- Required task: Every entry should be repeated exactly. Omit the pictures.

- Records for processing:
BEGIN

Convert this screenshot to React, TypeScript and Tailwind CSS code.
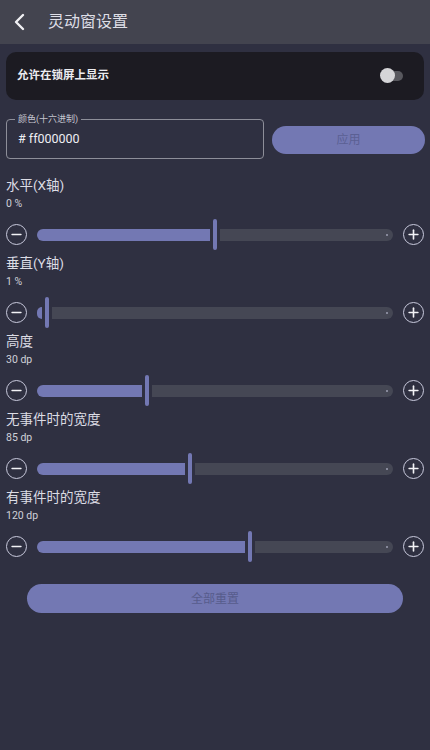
import { Minus, Plus } from "lucide-react";

type SliderItem = {
  label: string;
  value: string;
  fill: number;
};

const sliders: SliderItem[] = [
  { label: "水平(X轴)", value: "0 %", fill: 173 },
  { label: "垂直(Y轴)", value: "1 %", fill: 5 },
  { label: "高度", value: "30 dp", fill: 105 },
  { label: "无事件时的宽度", value: "85 dp", fill: 148 },
  { label: "有事件时的宽度", value: "120 dp", fill: 208 },
];

function RoundButton({ plus }: { plus?: boolean }) {
  return (
    <button className="w-[21px] h-[21px] shrink-0 rounded-full border-[1.5px] border-[#c9cadd] flex items-center justify-center text-[#f2f2f6]">
      {plus ? <Plus size={15} strokeWidth={2.6} /> : <Minus size={15} strokeWidth={2.6} />}
    </button>
  );
}

function SliderRow({ item }: { item: SliderItem }) {
  return (
    <div className="flex flex-col">
      <div className="text-[13.5px] leading-[20px] text-[#dcdce4]">{item.label}</div>
      <div className="text-[10.5px] leading-[18px] text-[#cfd0d9]">{item.value}</div>
      <div className="mt-[6px] h-[31px] flex items-center">
        <RoundButton />
        <div className="flex-1 mx-[10px] flex items-center">
          <div
            className="h-[12px] bg-[#7378b3] rounded-l-full"
            style={{ width: item.fill }}
          />
          <div className="w-[4px] h-[31px] rounded-full bg-[#7378b3] mx-[3px] shrink-0" />
          <div className="flex-1 h-[12px] bg-[#454754] rounded-r-full flex items-center justify-end pr-[5px]">
            <div className="w-[2px] h-[2px] rounded-full bg-[#9c9eb2]" />
          </div>
        </div>
        <RoundButton plus />
      </div>
    </div>
  );
}

export default function App() {
  return (
    <div
      className="w-[430px] h-[750px] bg-[#2f3041] overflow-hidden"
      style={{ fontFamily: 'Roboto, "Noto Sans CJK SC", sans-serif' }}
    >
      <div className="h-[44px] bg-[#43444f] flex items-center">
        <svg width="24" height="24" viewBox="0 0 24 24" className="ml-[8px]" fill="none">
          <path d="M15 5 L8 12 L15 19" stroke="#f0f0f4" strokeWidth="2.4" strokeLinecap="round" strokeLinejoin="round" />
        </svg>
        <div className="ml-[16px] text-[16px] text-[#dedee6]">灵动窗设置</div>
      </div>

      <div className="mx-[6px] mt-[8px] h-[48px] rounded-[10px] bg-[#1c1b22] flex items-center justify-between pl-[11px] pr-[21px]">
        <div className="text-[11.5px] font-bold text-[#ececf0]">允许在锁屏上显示</div>
        <div className="relative w-[23px] h-[16px] flex items-center">
          <div className="ml-[4px] w-[19px] h-[10px] rounded-full bg-[#58585e]" />
          <div className="absolute left-0 top-0 w-[15px] h-[15px] rounded-full bg-[#d5d5d8]" />
        </div>
      </div>

      <div className="mt-[14px] px-[6px] flex items-center gap-[8px]">
        <fieldset className="w-[258px] h-[45px] border border-[#8d8e99] rounded-[4px] px-[11px]">
          <legend className="px-[3px] -ml-[3px] text-[9px] leading-[10px] text-[#c4c5cf]">颜色(十六进制)</legend>
          <div className="text-[12.5px] leading-[20px] text-[#eeeef2] mt-[5px]">
            # ff000000
          </div>
        </fieldset>
        <button className="flex-1 mr-[-1px] h-[28px] mt-[6px] rounded-full bg-[#7378b3] text-[12px] text-[#5b6093]">
          应用
        </button>
      </div>

      <div className="mt-[16px] px-[6px] flex flex-col gap-[3px]">
        {sliders.map((s) => (
          <SliderRow key={s.label} item={s} />
        ))}
      </div>

      <div className="mt-[22px] px-[27px]">
        <button className="w-full h-[29px] rounded-full bg-[#7378b3] text-[12px] text-[#575c8c]">
          全部重置
        </button>
      </div>
    </div>
  );
}
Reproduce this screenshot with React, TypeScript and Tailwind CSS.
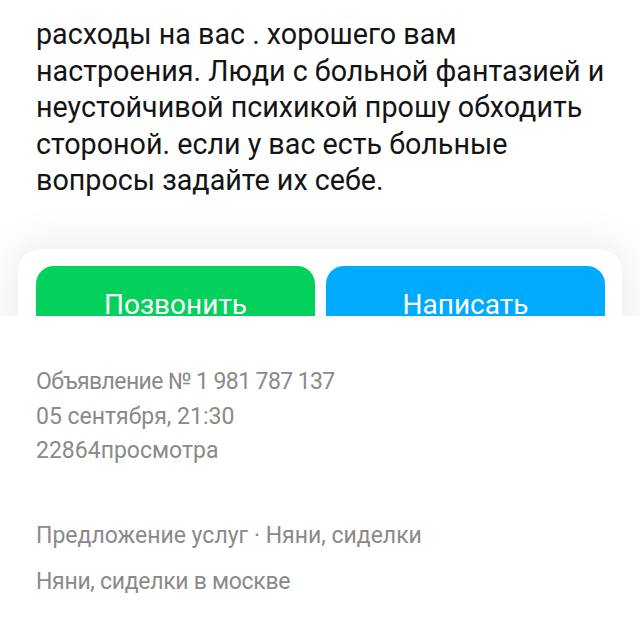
import React from "react";

export default function App() {
  const lines = [
    "расходы на вас . хорошего вам",
    "настроения. Люди с больной фантазией и",
    "неустойчивой психикой прошу обходить",
    "стороной. если у вас есть больные",
    "вопросы задайте их себе.",
  ];
  return (
    <div className="w-[640px] h-[640px] bg-white overflow-hidden" style={{ fontFamily: "Roboto, 'Noto Sans', sans-serif" }}>
      <div className="h-[316px] overflow-hidden bg-white relative">
        <div className="pt-[16px] px-[36px] text-[28.7px] leading-[36.5px] text-[#141414]">
          {lines.map((l, i) => (
            <div key={i} className="whitespace-nowrap">{l}</div>
          ))}
        </div>
        <div className="mt-[50px] mx-[18px] bg-white rounded-[22px] shadow-[0_0_48px_rgba(0,0,0,0.1)] pt-[17px] pl-[18px] pr-[17px] pb-[17px]">
          <div className="flex gap-[11px]">
            <div className="flex-1 h-[78px] rounded-[18px] bg-[#02d15c] flex items-center justify-center text-white text-[28px]">
              Позвонить
            </div>
            <div className="flex-1 h-[78px] rounded-[18px] bg-[#00aaff] flex items-center justify-center text-white text-[28px]">
              Написать
            </div>
          </div>
        </div>
      </div>
      <div className="bg-white px-[36px] pt-[49px] text-[23px] leading-[34.5px] text-[#8a8a8a]">
        <div className="tracking-[-0.6px]">Объявление № 1 981 787 137</div>
        <div>05 сентября, 21:30</div>
        <div>22864просмотра</div>
        <div className="mt-[50px]">Предложение услуг · Няни, сиделки</div>
        <div className="mt-[12px] tracking-[-0.3px]">Няни, сиделки в москве</div>
      </div>
    </div>
  );
}
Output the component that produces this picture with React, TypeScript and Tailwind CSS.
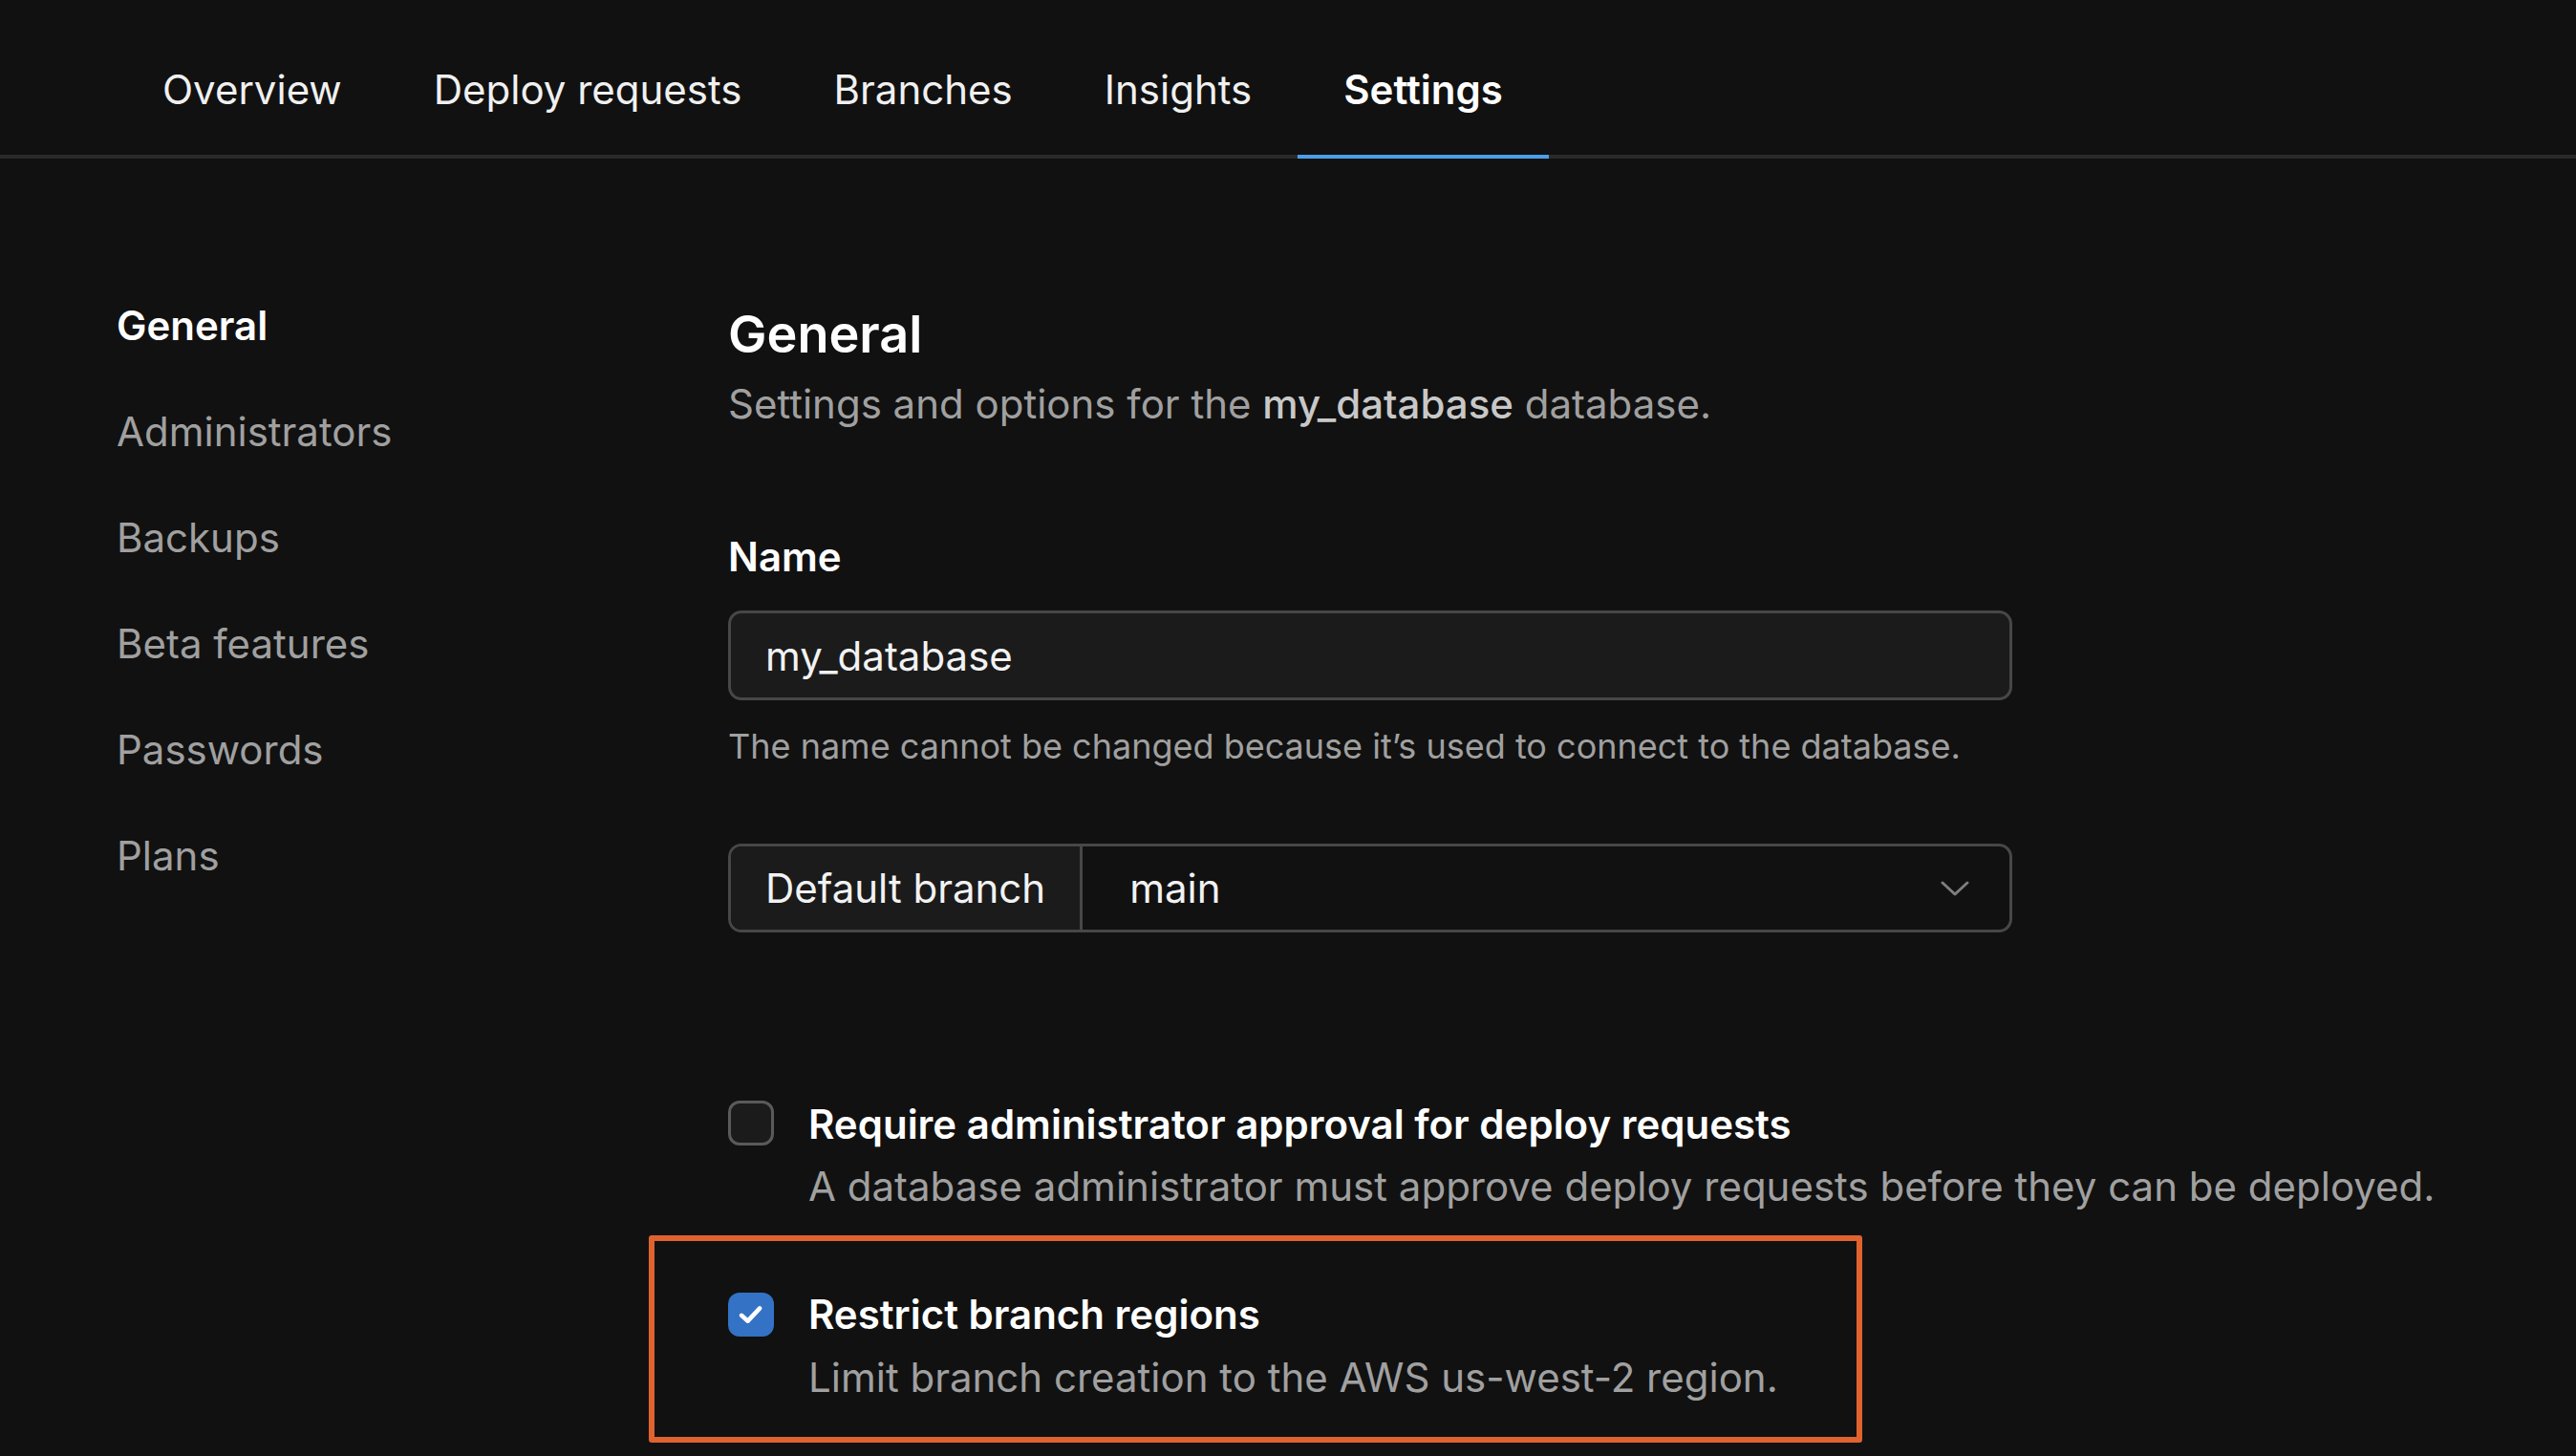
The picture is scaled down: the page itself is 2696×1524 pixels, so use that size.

END

- Expected answer:
Convert this screenshot to React, TypeScript and Tailwind CSS code.
import { Minus, Plus } from "lucide-react";

type SliderItem = {
  label: string;
  value: string;
  fill: number;
};

const sliders: SliderItem[] = [
  { label: "水平(X轴)", value: "0 %", fill: 173 },
  { label: "垂直(Y轴)", value: "1 %", fill: 5 },
  { label: "高度", value: "30 dp", fill: 105 },
  { label: "无事件时的宽度", value: "85 dp", fill: 148 },
  { label: "有事件时的宽度", value: "120 dp", fill: 208 },
];

function RoundButton({ plus }: { plus?: boolean }) {
  return (
    <button className="w-[21px] h-[21px] shrink-0 rounded-full border-[1.5px] border-[#c9cadd] flex items-center justify-center text-[#f2f2f6]">
      {plus ? <Plus size={15} strokeWidth={2.6} /> : <Minus size={15} strokeWidth={2.6} />}
    </button>
  );
}

function SliderRow({ item }: { item: SliderItem }) {
  return (
    <div className="flex flex-col">
      <div className="text-[13.5px] leading-[20px] text-[#dcdce4]">{item.label}</div>
      <div className="text-[10.5px] leading-[18px] text-[#cfd0d9]">{item.value}</div>
      <div className="mt-[6px] h-[31px] flex items-center">
        <RoundButton />
        <div className="flex-1 mx-[10px] flex items-center">
          <div
            className="h-[12px] bg-[#7378b3] rounded-l-full"
            style={{ width: item.fill }}
          />
          <div className="w-[4px] h-[31px] rounded-full bg-[#7378b3] mx-[3px] shrink-0" />
          <div className="flex-1 h-[12px] bg-[#454754] rounded-r-full flex items-center justify-end pr-[5px]">
            <div className="w-[2px] h-[2px] rounded-full bg-[#9c9eb2]" />
          </div>
        </div>
        <RoundButton plus />
      </div>
    </div>
  );
}

export default function App() {
  return (
    <div
      className="w-[430px] h-[750px] bg-[#2f3041] overflow-hidden"
      style={{ fontFamily: 'Roboto, "Noto Sans CJK SC", sans-serif' }}
    >
      <div className="h-[44px] bg-[#43444f] flex items-center">
        <svg width="24" height="24" viewBox="0 0 24 24" className="ml-[8px]" fill="none">
          <path d="M15 5 L8 12 L15 19" stroke="#f0f0f4" strokeWidth="2.4" strokeLinecap="round" strokeLinejoin="round" />
        </svg>
        <div className="ml-[16px] text-[16px] text-[#dedee6]">灵动窗设置</div>
      </div>

      <div className="mx-[6px] mt-[8px] h-[48px] rounded-[10px] bg-[#1c1b22] flex items-center justify-between pl-[11px] pr-[21px]">
        <div className="text-[11.5px] font-bold text-[#ececf0]">允许在锁屏上显示</div>
        <div className="relative w-[23px] h-[16px] flex items-center">
          <div className="ml-[4px] w-[19px] h-[10px] rounded-full bg-[#58585e]" />
          <div className="absolute left-0 top-0 w-[15px] h-[15px] rounded-full bg-[#d5d5d8]" />
        </div>
      </div>

      <div className="mt-[14px] px-[6px] flex items-center gap-[8px]">
        <fieldset className="w-[258px] h-[45px] border border-[#8d8e99] rounded-[4px] px-[11px]">
          <legend className="px-[3px] -ml-[3px] text-[9px] leading-[10px] text-[#c4c5cf]">颜色(十六进制)</legend>
          <div className="text-[12.5px] leading-[20px] text-[#eeeef2] mt-[5px]">
            # ff000000
          </div>
        </fieldset>
        <button className="flex-1 mr-[-1px] h-[28px] mt-[6px] rounded-full bg-[#7378b3] text-[12px] text-[#5b6093]">
          应用
        </button>
      </div>

      <div className="mt-[16px] px-[6px] flex flex-col gap-[3px]">
        {sliders.map((s) => (
          <SliderRow key={s.label} item={s} />
        ))}
      </div>

      <div className="mt-[22px] px-[27px]">
        <button className="w-full h-[29px] rounded-full bg-[#7378b3] text-[12px] text-[#575c8c]">
          全部重置
        </button>
      </div>
    </div>
  );
}
Reproduce this screenshot with React, TypeScript and Tailwind CSS.
import React from "react";

export default function App() {
  const lines = [
    "расходы на вас . хорошего вам",
    "настроения. Люди с больной фантазией и",
    "неустойчивой психикой прошу обходить",
    "стороной. если у вас есть больные",
    "вопросы задайте их себе.",
  ];
  return (
    <div className="w-[640px] h-[640px] bg-white overflow-hidden" style={{ fontFamily: "Roboto, 'Noto Sans', sans-serif" }}>
      <div className="h-[316px] overflow-hidden bg-white relative">
        <div className="pt-[16px] px-[36px] text-[28.7px] leading-[36.5px] text-[#141414]">
          {lines.map((l, i) => (
            <div key={i} className="whitespace-nowrap">{l}</div>
          ))}
        </div>
        <div className="mt-[50px] mx-[18px] bg-white rounded-[22px] shadow-[0_0_48px_rgba(0,0,0,0.1)] pt-[17px] pl-[18px] pr-[17px] pb-[17px]">
          <div className="flex gap-[11px]">
            <div className="flex-1 h-[78px] rounded-[18px] bg-[#02d15c] flex items-center justify-center text-white text-[28px]">
              Позвонить
            </div>
            <div className="flex-1 h-[78px] rounded-[18px] bg-[#00aaff] flex items-center justify-center text-white text-[28px]">
              Написать
            </div>
          </div>
        </div>
      </div>
      <div className="bg-white px-[36px] pt-[49px] text-[23px] leading-[34.5px] text-[#8a8a8a]">
        <div className="tracking-[-0.6px]">Объявление № 1 981 787 137</div>
        <div>05 сентября, 21:30</div>
        <div>22864просмотра</div>
        <div className="mt-[50px]">Предложение услуг · Няни, сиделки</div>
        <div className="mt-[12px] tracking-[-0.3px]">Няни, сиделки в москве</div>
      </div>
    </div>
  );
}
Output the component that produces this picture with React, TypeScript and Tailwind CSS.
The picture is scaled down: the page itself is 2696×1524 pixels, so use that size.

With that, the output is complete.